The architecture of Connect takes some interesting twists on traditional data management systems. For example, each node in a Connect datastore is capable of performing its own computation. This makes Connect hugely parallel, meaning that in practice, we can just about always make use of every part of every core on a host machine. Furthermore, we take advantage of deterministic entity resolution to ensure that regardless of how much data Connect has already ingested, each additional record takes roughly the same amount of time to process, analyze, and store.
Starting the scaling effort
To start we set a goal of processing 250,000 records per second. If you ask me, that’s a lot of data. If you ask our lead Sales Engineer Josh, he’ll just laugh and say, “I’ve seen worse”. Regardless, it’s a nice round number that’s easy to talk about and do math with. Great for benchmarking. For our dataset, we generated a simulated log of process creation events, like you might find reported by an intrusion detection system. Each record had 9 fields of varying types.
Our plan was to create a node in Connect for each process event, creating a property on the node for each field, and linking each process to its parent via an edge. Each record was protobuf-encoded, to keep the [de]serialization simple but nontrivial, and to reduce how large the Kafka topic’s storage would need to be.
We started small, with just 4 hosts, each a c5.2xlarge. We got to a moderate, but respectable, 30,000 records per second ingested, from Kafka to Cassandra. That’s 7,500 records per second per host. Once we had played around a bit, we doubled the cluster size, up to 8 hosts. Accordingly, our ingest rate doubled to creating 56,000 nodes per second.
The big clusters
With the Connect application smoothly performing on 8 hosts, we decided to quadruple the cluster size to 32 hosts, expecting to see our pattern of linear scaling continue. Unfortunately, instead of the 220,000 records per second we expected, we saw only 144,000. Strangely, the 144,000 figure wasn’t stable — the cluster constantly fluctuated in ingest rate. We were momentarily baffled, until we realized that in our excitement, we had forgotten to increase Cassandra’s size proportionally to the new Connect cluster size. The Connect graph will back-pressure when some system components, like the Cassandra data storage layer, cannot keep up. Back-pressuring keeps the overall system stable instead of overwhelming the now-underpowered data storage layer. The result was a disappointing-but-oddly-beautiful initial performance graph.

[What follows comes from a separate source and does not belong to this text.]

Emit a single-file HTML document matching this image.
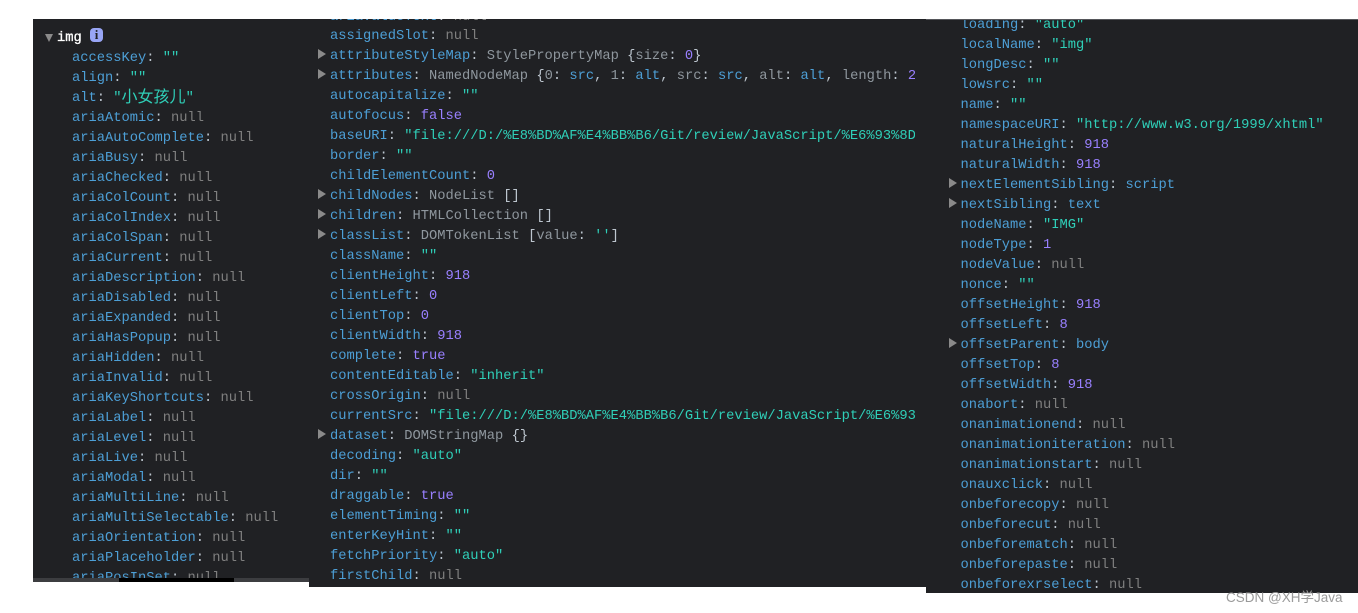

Once we realized that the Cassandra JVM was scrambling to keep up with the memory pressure of a 32-host Connect cluster, we had no trouble increasing the Cassandra cluster to use more hosts, and bigger hosts. By kicking Cassandra up from using 9 2xlarge instances to 15 4xlarge, we had more than enough capacity to run Connect at-scale. We hit our 220,000 records per second hypothesis without any trouble. The cluster smoothly maintained its pattern of linear scaling, ingesting a more or less constant 220,000 events per second, creating nodes and edges. We were so close to hitting our goal of 250,000 records per second. We probably could have added just a few more hosts to reach the goal. After all, we had every indication that every host added to the cluster would add around 7,000 records per second to the cluster’s ingest rate.
We did not add just a few more hosts. We doubled the cluster size instead, hitting an EC2 resource limit imposed by AWS, but once clear of that hurdle it was smooth sailing and everything was working as hoped!
We kicked off the ingest on each of the 64 clustered thatDot Connect hosts, and immediately, it was clear we’d far exceeded our goal.
Linear scaling to 64 hosts had been achieved. Our initial target of 250,000 records per second was exceeded, and we maintained an ingest rate of over 425,000 log events per second, each creating a node with several properties, and most creating at least one edge to connect them into a graph. That’s over 1.1 trillion events a month.
The work continues
Of course, we’re not done. We’re always working to explore what can be done with stream processing systems at large scales, and we’re excited to offer our products to support others in their explorations.